Отсутствие устойчивого образа врага сочеталось с уверенностью подавляющей массы населения в том, что «броня крепка и танки наши быстры». Убежденность, что Красная армия способна разгромить любого врага «малой кровью, могучим ударом», основывалась на серьезных фактах. В их числе — успехи в локальных боестолкновениях типа Халхин-Гола и победа в советско-финской зимней войне. Непростая эта война была несколько отретуширована пропагандой, но стратегический успех был, в общем-то, налицо. Гипертрофированная уверенность в силе Красной армии подкреплялась и престижностью военной профессии, которая давала привилегии, уважение и достаток. В стране, которая лишь с конца 30-х перестала жить по карточной системе распределения продовольствия и чье население в подавляющем большинстве своем щеголяло в «перелицованной» дореволюционной одежде, — о, в этой стране новенькая военная шинель была символом благополучия и успеха!

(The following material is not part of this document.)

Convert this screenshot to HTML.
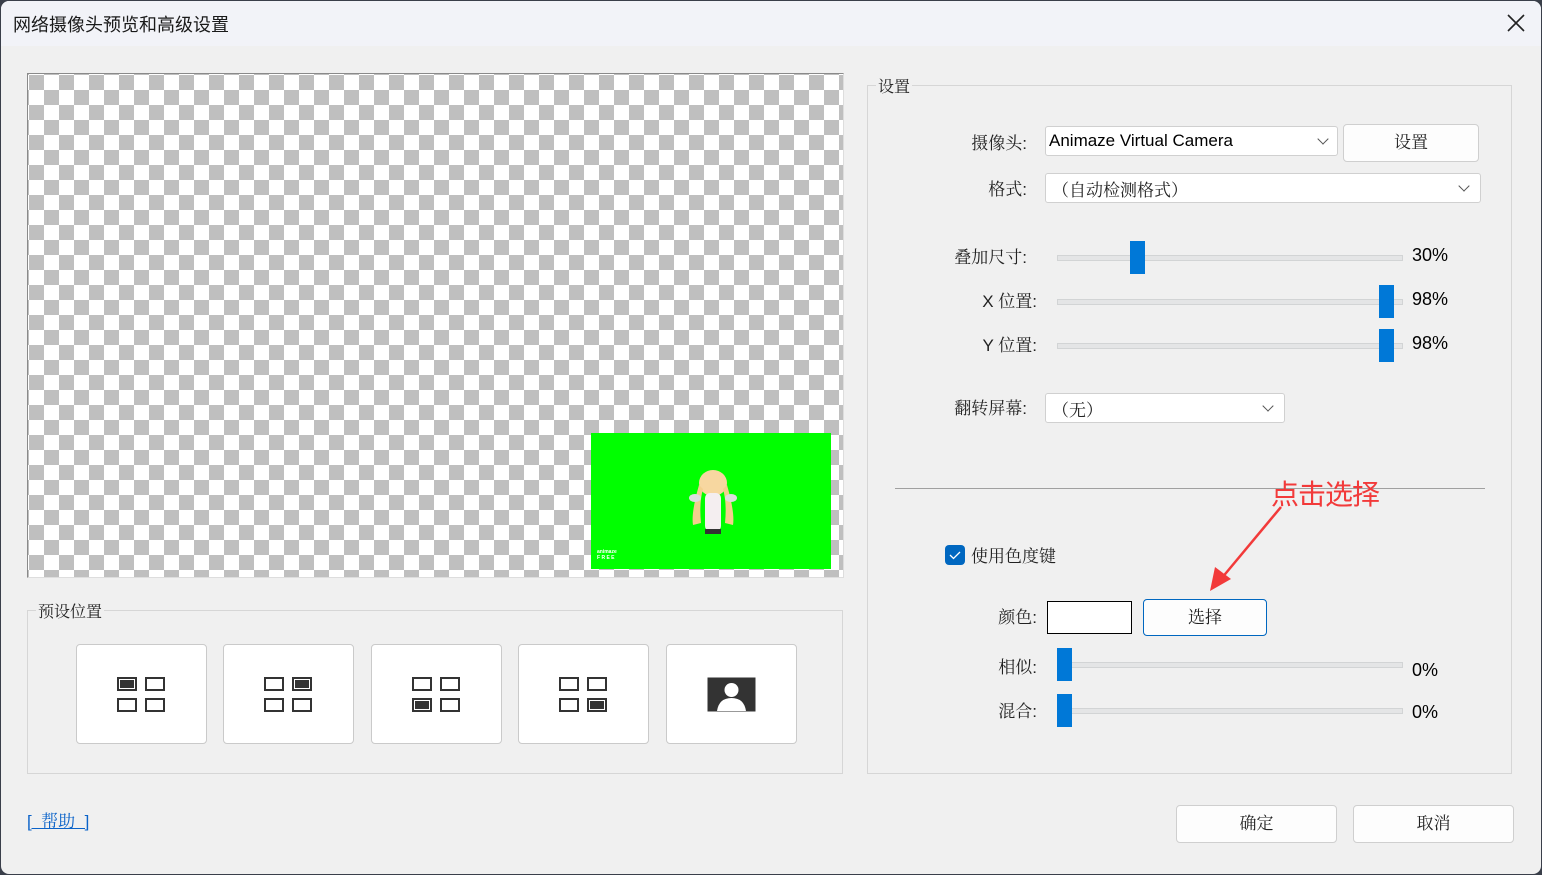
<!DOCTYPE html>
<html><head><meta charset="utf-8"><style>
*{margin:0;padding:0;box-sizing:border-box}
body{width:1542px;height:875px;background:#3a3f4a;position:relative;overflow:hidden;font-family:"Liberation Sans","Noto Serif CJK SC",serif;font-size:16px;color:#222}
.a{position:absolute}
.win{left:1px;top:1px;width:1540px;height:873px;background:#f0f0f0;border-radius:8px;overflow:hidden}
.title{left:0;top:0;width:1540px;height:45px;background:#f2f3f8}
.sans{font-family:"Liberation Sans","Noto Sans CJK SC",sans-serif}
.serif{font-family:"Liberation Sans","Noto Serif CJK SC",serif}
.grp{border:1px solid #d6d6d6}
.leg{background:#f0f0f0;padding:0 2px;font-size:16px}
.btn{background:#fdfdfd;border:1px solid #cfcfcf;border-radius:4px;text-align:center}
.pb{background:#fff;border:1px solid #cacaca;border-radius:4px;width:131px;height:100px;top:643px}
.cell{position:absolute;width:20px;height:14px;border:2px solid #333;background:#fff}
.cell.f{background:#333;box-shadow:inset 0 0 0 1px #fff}
.sel{background:#fff;border:1px solid #d0d0d0;border-radius:3px}
.trk{height:6px;background:#e4e5e6;border:1px solid #d2d4d5}
.th{width:15px;height:33px;background:#0078d7}
.chev{width:8px;height:8px;border-right:1.3px solid #555;border-bottom:1.3px solid #555;transform:rotate(45deg)}
.lbl{font-size:17px;text-align:right}
.pct{font-size:18px;color:#000}
</style></head><body>
<div class="a win">
<div class="a title"></div>
<div class="a sans" style="left:12px;top:10px;font-size:18px;color:#1a1a1a">网络摄像头预览和高级设置</div>
<svg class="a" style="left:1505px;top:12px" width="20" height="20"><path d="M2 2L18 18M18 2L2 18" stroke="#222" stroke-width="1.6"/></svg>

<div class="a" style="left:26px;top:72px;width:817px;height:505px;border:1px solid #8a8a8a;border-right-color:#ddd;border-bottom-color:#ddd;background-color:#fff;background-image:conic-gradient(#fff 25%,#bfbfbf 0 50%,#fff 0 75%,#bfbfbf 0);background-size:30px 30px;background-position:1px 1px"></div>
<div class="a" style="left:590px;top:432px;width:240px;height:136px;background:#00ff00"></div>
<svg class="a" style="left:680px;top:462px" width="64" height="76">
<ellipse cx="32" cy="20" rx="14" ry="13" fill="#f7d7a0"/>
<path d="M18 22 Q10 50 12 62 L20 60 Q18 40 22 26Z M46 22 Q54 50 52 62 L44 60 Q46 40 42 26Z" fill="#f3cf8d"/>
<rect x="24" y="30" width="16" height="38" rx="5" fill="#f4eef0"/>
<ellipse cx="14" cy="35" rx="6" ry="4" fill="#ddd"/><ellipse cx="50" cy="35" rx="6" ry="4" fill="#ddd"/>
<rect x="24" y="66" width="16" height="5" fill="#333"/>
</svg>
<div class="a sans" style="left:596px;top:548px;font-size:5px;color:#fff;font-weight:bold">animaze<br>F R E E</div>

<div class="a grp" style="left:26px;top:609px;width:816px;height:164px"></div>
<div class="a leg serif" style="left:35px;top:598px">预设位置</div>
<div class="a pb" style="left:75px"><div class="cell f" style="left:40px;top:32px"></div><div class="cell" style="left:68px;top:32px"></div><div class="cell" style="left:40px;top:53px"></div><div class="cell" style="left:68px;top:53px"></div></div>
<div class="a pb" style="left:222px"><div class="cell" style="left:40px;top:32px"></div><div class="cell f" style="left:68px;top:32px"></div><div class="cell" style="left:40px;top:53px"></div><div class="cell" style="left:68px;top:53px"></div></div>
<div class="a pb" style="left:370px"><div class="cell" style="left:40px;top:32px"></div><div class="cell" style="left:68px;top:32px"></div><div class="cell f" style="left:40px;top:53px"></div><div class="cell" style="left:68px;top:53px"></div></div>
<div class="a pb" style="left:517px"><div class="cell" style="left:40px;top:32px"></div><div class="cell" style="left:68px;top:32px"></div><div class="cell" style="left:40px;top:53px"></div><div class="cell f" style="left:68px;top:53px"></div></div>
<div class="a pb" style="left:665px"><svg class="a" style="left:40px;top:32px" width="49" height="35"><rect x="1" y="1" width="47" height="33" fill="#333" stroke="#333"/><circle cx="24.5" cy="13" r="7" fill="#fff"/><path d="M10 34 Q12 21 24.5 21 Q37 21 39 34Z" fill="#fff"/></svg></div>

<div class="a serif" style="left:26px;top:806px;color:#0b63c9;font-size:17px;text-decoration:underline;white-space:pre">[  帮助  ]</div>

<div class="a grp" style="left:866px;top:84px;width:645px;height:689px"></div>
<div class="a leg serif" style="left:875px;top:73px">设置</div>

<div class="a lbl serif" style="left:930px;top:128px;width:96px">摄像头:</div>
<div class="a sel sans" style="left:1044px;top:125px;width:293px;height:30px;font-size:17px;padding:4px 3px;color:#000">Animaze Virtual Camera<div class="a chev" style="right:10px;top:8px"></div></div>
<div class="a btn serif" style="left:1342px;top:123px;width:136px;height:38px;line-height:36px;font-size:17px">设置</div>
<div class="a lbl serif" style="left:930px;top:174px;width:96px">格式:</div>
<div class="a sel serif" style="left:1044px;top:172px;width:436px;height:30px;font-size:17px;padding:2px 6px">（自动检测格式）<div class="a chev" style="right:12px;top:8px"></div></div>

<div class="a lbl serif" style="left:930px;top:242px;width:96px">叠加尺寸:</div>
<div class="a trk" style="left:1056px;top:254px;width:346px"></div><div class="a th" style="left:1129px;top:240px"></div>
<div class="a sans pct" style="left:1411px;top:244px">30%</div>
<div class="a lbl serif" style="left:940px;top:286px;width:96px">X 位置:</div>
<div class="a trk" style="left:1056px;top:298px;width:346px"></div><div class="a th" style="left:1378px;top:284px"></div>
<div class="a sans pct" style="left:1411px;top:288px">98%</div>
<div class="a lbl serif" style="left:940px;top:330px;width:96px">Y 位置:</div>
<div class="a trk" style="left:1056px;top:342px;width:346px"></div><div class="a th" style="left:1378px;top:328px"></div>
<div class="a sans pct" style="left:1411px;top:332px">98%</div>

<div class="a lbl serif" style="left:930px;top:393px;width:96px">翻转屏幕:</div>
<div class="a sel serif" style="left:1044px;top:392px;width:240px;height:30px;font-size:17px;padding:2px 6px">（无）<div class="a chev" style="right:12px;top:8px"></div></div>

<div class="a" style="left:894px;top:487px;width:590px;height:1px;background:#a0a0a0"></div>
<div class="a sans" style="left:1270px;top:472px;font-size:28px;color:#f23a3a;letter-spacing:-1px">点击选择</div>
<svg class="a" style="left:1200px;top:500px" width="90" height="95"><path d="M80 6 L20 78" stroke="#f23a3a" stroke-width="2.5"/><path d="M9 90 L14 66 L30 78Z" fill="#f23a3a"/></svg>

<div class="a" style="left:944px;top:544px;width:20px;height:20px;background:#0067c0;border-radius:4px"><svg width="20" height="20"><path d="M5 10l3.5 3.5L15 7" stroke="#fff" stroke-width="1.3" fill="none"/></svg></div>
<div class="a serif" style="left:970px;top:541px;font-size:17px">使用色度键</div>

<div class="a lbl serif" style="left:940px;top:602px;width:96px">颜色:</div>
<div class="a" style="left:1046px;top:600px;width:85px;height:33px;background:#fff;border:1px solid #000"></div>
<div class="a btn serif" style="left:1142px;top:598px;width:124px;height:37px;line-height:35px;font-size:17px;border-color:#0067c0">选择</div>
<div class="a lbl serif" style="left:940px;top:652px;width:96px">相似:</div>
<div class="a trk" style="left:1060px;top:661px;width:342px"></div><div class="a th" style="left:1056px;top:647px"></div>
<div class="a sans pct" style="left:1411px;top:659px">0%</div>
<div class="a lbl serif" style="left:940px;top:696px;width:96px">混合:</div>
<div class="a trk" style="left:1060px;top:707px;width:342px"></div><div class="a th" style="left:1056px;top:693px"></div>
<div class="a sans pct" style="left:1411px;top:701px">0%</div>

<div class="a btn serif" style="left:1175px;top:804px;width:161px;height:38px;line-height:36px;font-size:17px">确定</div>
<div class="a btn serif" style="left:1352px;top:804px;width:161px;height:38px;line-height:36px;font-size:17px">取消</div>
</div>
</body></html>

Были и другие нюансы. О них упоминает в своей книге «22 июня. Черный день календаря» (2008) историк Алексей Исаев — в настоящий момент, наверно, лучший из тех, кто научно пишет о войне: «Тот факт, что основную массу рядового состава армии составляла малограмотная молодежь, которую отличала слепая вера в установленный общественный строй и его руководителей, позволял легко манипулировать сознанием. Патриотические песни из таких кинофильмов, как «Если завтра война», да и сами ленты, воспевающие непобедимость Красной Армии, вызывали самоуспокоение и восприятие грядущей войны как парадного шествия. «Когда объявили о начале войны, я посчитал, что завтра-послезавтра будем в Берлине. Еще подумал: «Надо почистить сапоги, чтобы офицер был в блеске», — вспоминал лейтенант-артиллерист А. С. Хоняк. Вот такими разношерстными, с противоречивым сознанием, раздвоенной моралью, дезориентированными в оценке характера, длительности будущей войны и реального противника, подошли воины 1919-1922 гг. рождения, составлявшие основу Красной армии, к 22 июня 1941 года», — убежден Алексей Валерьевич.

Падение и восхождение

Немцы же свой образ врага выстроили с национальным педантизмом и прагматичностью, обильно приправленными фирменным гитлеровским пафосом. Обращение Гитлера к войскам 21 июня — документ известный и резонансный: «Наконец-то я могу сказать вам открыто всю правду. У наших границ выстроилось до 160 дивизий русских. В течение многих недель наши границы постоянно нарушаются…» и прочая брехня. А вот менее «замыленные» программные заявления: «Борьба должна преследовать цель превратить в руины сегодняшнюю Россию, и поэтому она должна вестись с неслыханной жестокостью», — коротенько и ясно формулирует задачу вермахта командующий 4-й танковой группой генерал-полковник Эрих Гепнер. Правда, сам герр Гепнер был «обласкан» фюрером за иные достижения: в январе 1942 г. он был снят с поста «за трусость и неподчинение приказам», проявленные в битве за Москву, и уволен без права носить военную форму и награды.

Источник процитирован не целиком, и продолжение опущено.